Petitioner Fannon moved in the district court for "`at least' an in camera inspection of the government's prosecution file, including the FBI investigative file," for the purpose of establishing standing. We held that an in camera inspection by the court of the logs of Fannon's co-defendant, and the unsworn answers of the prosecuting attorney that no eavesdropping was conducted on defendant, do not "adequately respond to the implicit requirement in Alderman, and in the Supreme Court's remand of this case, of a fair opportunity to establish standing." We remanded the cause for further proceedings consistent with the views expressed in the opinion.

16

The hearing upon remand should be limited to sworn testimony, subject to cross-examination, of relevant government witnesses, or an in camera inspection by the court of the government's investigative file,1 or both.
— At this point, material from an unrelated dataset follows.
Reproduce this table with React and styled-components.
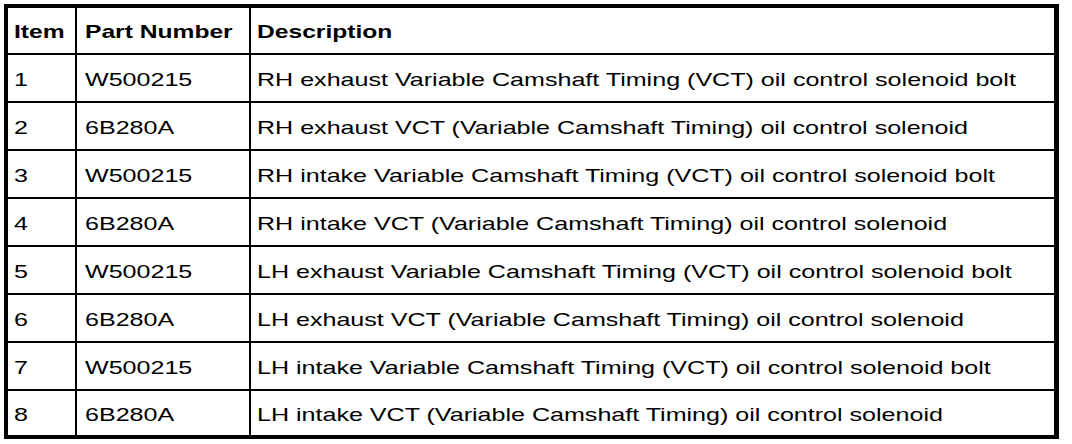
import React from "react";
import styled, { createGlobalStyle } from "styled-components";

const GlobalStyle = createGlobalStyle`
  html, body {
    margin: 0;
    padding: 0;
    background: #ffffff;
  }
  body {
    font-family: "Liberation Sans", Arial, Helvetica, sans-serif;
    color: #000;
  }
`;

const Page = styled.div`
  padding: 4px 0 0 4px;
  width: 1072px;
  height: 444px;
  box-sizing: border-box;
  background: #fff;
`;

const Table = styled.div`
  display: grid;
  grid-template-columns: 67px 172px 803px;
  grid-template-rows: 45px repeat(7, 46px) 44px;
  gap: 2px;
  background: #000;
  border: 4px solid #000;
  border-right-width: 5px;
  width: max-content;
`;

const Cell = styled.div`
  background: #fff;
  display: flex;
  align-items: center;
  padding-left: ${(p) => p.$pad}px;
  overflow: visible;
`;

const Text = styled.span`
  display: inline-block;
  white-space: nowrap;
  font-family: "Liberation Sans", Arial, Helvetica, sans-serif;
  font-size: 18.5px;
  line-height: 1;
  font-weight: ${(p) => (p.$head ? 700 : 400)};
  transform: scaleX(${(p) => (p.$head ? 1.33 : 1.355)});
  transform-origin: left center;
  position: relative;
  top: 2px;
`;

const pads = [6, 8, 6];

const rows = [
  ["1", "W500215", "RH exhaust Variable Camshaft Timing (VCT) oil control solenoid bolt"],
  ["2", "6B280A", "RH exhaust VCT (Variable Camshaft Timing) oil control solenoid"],
  ["3", "W500215", "RH intake Variable Camshaft Timing (VCT) oil control solenoid bolt"],
  ["4", "6B280A", "RH intake VCT (Variable Camshaft Timing) oil control solenoid"],
  ["5", "W500215", "LH exhaust Variable Camshaft Timing (VCT) oil control solenoid bolt"],
  ["6", "6B280A", "LH exhaust VCT (Variable Camshaft Timing) oil control solenoid"],
  ["7", "W500215", "LH intake Variable Camshaft Timing (VCT) oil control solenoid bolt"],
  ["8", "6B280A", "LH intake VCT (Variable Camshaft Timing) oil control solenoid"],
];

const head = ["Item", "Part Number", "Description"];

export default function App() {
  return (
    <>
      <GlobalStyle />
      <Page>
        <Table>
          {head.map((h, i) => (
            <Cell key={"h" + i} $pad={pads[i]}>
              <Text $head>{h}</Text>
            </Cell>
          ))}
          {rows.map((r, ri) =>
            r.map((c, ci) => (
              <Cell key={ri + "-" + ci} $pad={pads[ci]}>
                <Text>{c}</Text>
              </Cell>
            ))
          )}
        </Table>
      </Page>
    </>
  );
}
Our opinion does not require the government to permit defendant Fannon to examine the logs of his co-defendant's conversations or the government's investigative file.

Notes:

1

A private investigator who testified at Fannon's trial to eavesdropping conducted by him in cooperation with the government

2

What the Supreme Court inAlderman said with respect to the inadequacy of a solely in camera inspection with respect to arguable relevance of eavesdropping applies as well to the question of a meaningful opportunity for establishing standing.

An apparently innocent phrase, a chance remark, a reference to what appears to be a neutral person or event, the identity of a caller or the individual on the other end of a telephone, or even the manner of speaking or using words may have special significance to one who knows the more intimate facts of an accused's life. And yet that information may be wholly colorless and devoid of meaning to one less acquainted with all relevant circumstances. 394 U.S. at 182, 89 S.Ct. at 971.

1

The statement inAlderman that a court is not equipped to make an in camera inspection of eavesdropped conversations, referred to at footnote 2 of our opinion, does not apply to an in camera inspection of the written investigative files.